L'intervista
Auto elettriche, l’Europa fa retromarcia. Merigo: “Percorso impostato male. I biocarburanti? Una risposta immediata”
L’Europa ha riaperto il dossier più divisivo della transizione industriale: il futuro dell’auto. Nel dibattito sul 2035, la Commissione UE ha introdotto una nuova impostazione che mantiene la direzione di marcia ma apre una flessibilità: riduzione delle emissioni al 90% e un margine residuale da gestire con meccanismi di compensazione. È una correzione di rotta o un semplice aggiustamento tattico? Ne parliamo con l’Ing. Flavio Merigo, past President del Comitato Tecnico “Specifc Aspects For Gasos Fuels”.
Che cosa significa davvero la svolta europea sul 2035: “-90% con compensazione” è un compromesso intelligente o l’ammissione che il percorso era sbagliato?
«È l’ammissione che il percorso era impostato male. Il 90% non risolve il problema, ma è una breccia in un muro di intransigenza: si riconosce che i carburanti alternativi, i biocarburanti, possono avere un ruolo e si sconfessa l’impostazione precedente».
La compensazione con acciaio a basse emissioni o carburanti “moderni” può essere un meccanismo serio o rischia di diventare solo un alibi?
«Rischia di essere un alibi: è difficile misurare in modo semplice e oggettivo quanta componente “green” entra davvero in un veicolo. Se non si individuano indicatori immediati e verificabili, si finisce a complicare la vita su elementi marginali».
Qual è l’errore metodologico che ha guidato fin qui la politica europea sull’auto?
«Aver ridotto tutto alla misura, “allo scarico”. Se il problema è ambientale, bisogna valutare l’intero ciclo di vita: il Life Cycle Assessment è l’unico modo per capire il bilancio complessivo di una tecnologia o di un carburante. Misurare solo allo scarico, dal punto di vista tecnico, non sta in piedi».
Sul piano economico, che cosa hanno prodotto anni di incertezza normativa e messaggi contraddittori?
«Hanno tolto certezze agli investitori e alle imprese. Imporre una direzione non coerente con la domanda reale ha messo in difficoltà le case e ha colpito tutta la filiera. E anche oggi, questi correttivi non bastano: serve un messaggio molto più consistente».
Dal punto di vista industriale e geopolitico, l’Europa ha regalato vantaggio competitivo ai concorrenti?
«Secondo me sì.
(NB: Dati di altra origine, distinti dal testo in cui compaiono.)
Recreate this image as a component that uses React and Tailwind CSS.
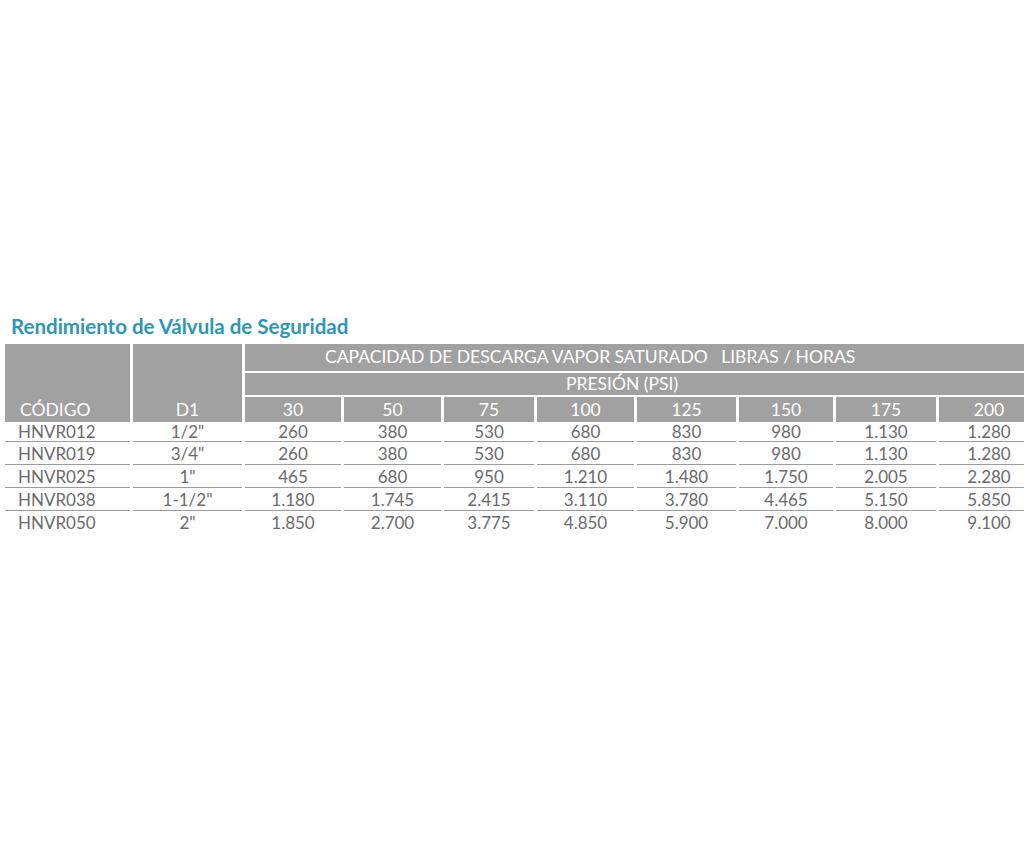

Abbiamo messo paletti alla nostra industria, mentre altri Paesi hanno giocato con costi dell’energia più bassi e produzioni più competitive. Il paradosso è vedere crescere prodotti importati a prezzi aggressivi mentre noi aumentiamo vincoli e complessità».
Dentro quel margine “residuo” post-2035, quali tecnologie considera più credibili nel breve-medio periodo?
«Se l’obiettivo è avere soluzioni praticabili e sostenibili anche per le persone, la risposta immediata sono i biocarburanti e soprattutto il biometano: è rinnovabile, ha infrastrutture già disponibili, non richiede modifiche radicali ai veicoli e ha vantaggi sul piano energetico e ambientale».
Lei insiste molto su una leva “subito applicabile”: il carbon correction factor. Che cosa cambierebbe?
«Se l’Europa riconosce i low carbon fuels, deve anche riconoscere un fattore correttivo sulle emissioni. Oggi un veicolo alimentato a biometano viene contabilizzato come se usasse metano fossile: così il mercato non vede il vantaggio. Un carbon correction factor consentirebbe a case e Stati di valutare immediatamente il beneficio e ridurre la CO2 equivalente “contabile”, con effetti diretti anche sulle multe e sulla pianificazione industriale».
Idrogeno: promessa, moda o tecnologia destinata a restare di nicchia?
«L’idrogeno sarebbe ideale in teoria, ma il nodo è come lo si produce e a che costo. Se deve essere “verde”, oggi i costi sono ancora troppo alti e la logistica di distribuzione aggiunge complessità. Negli ultimi anni vedo più realismo: l’idea dell’idrogeno “facile e immediato” sta rientrando».
Chi paga la transizione e come si evita che diventi socialmente regressiva?
«Se non migliora lo stato attuale che si limita a promettere miglioramenti o cambiamenti, quello futuro non regge. Le decisioni devono tenere insieme tecnica, economia, energia e impatto sociale. Se il risultato è un’auto accessibile solo a una minoranza, la transizione perde consenso ed efficacia».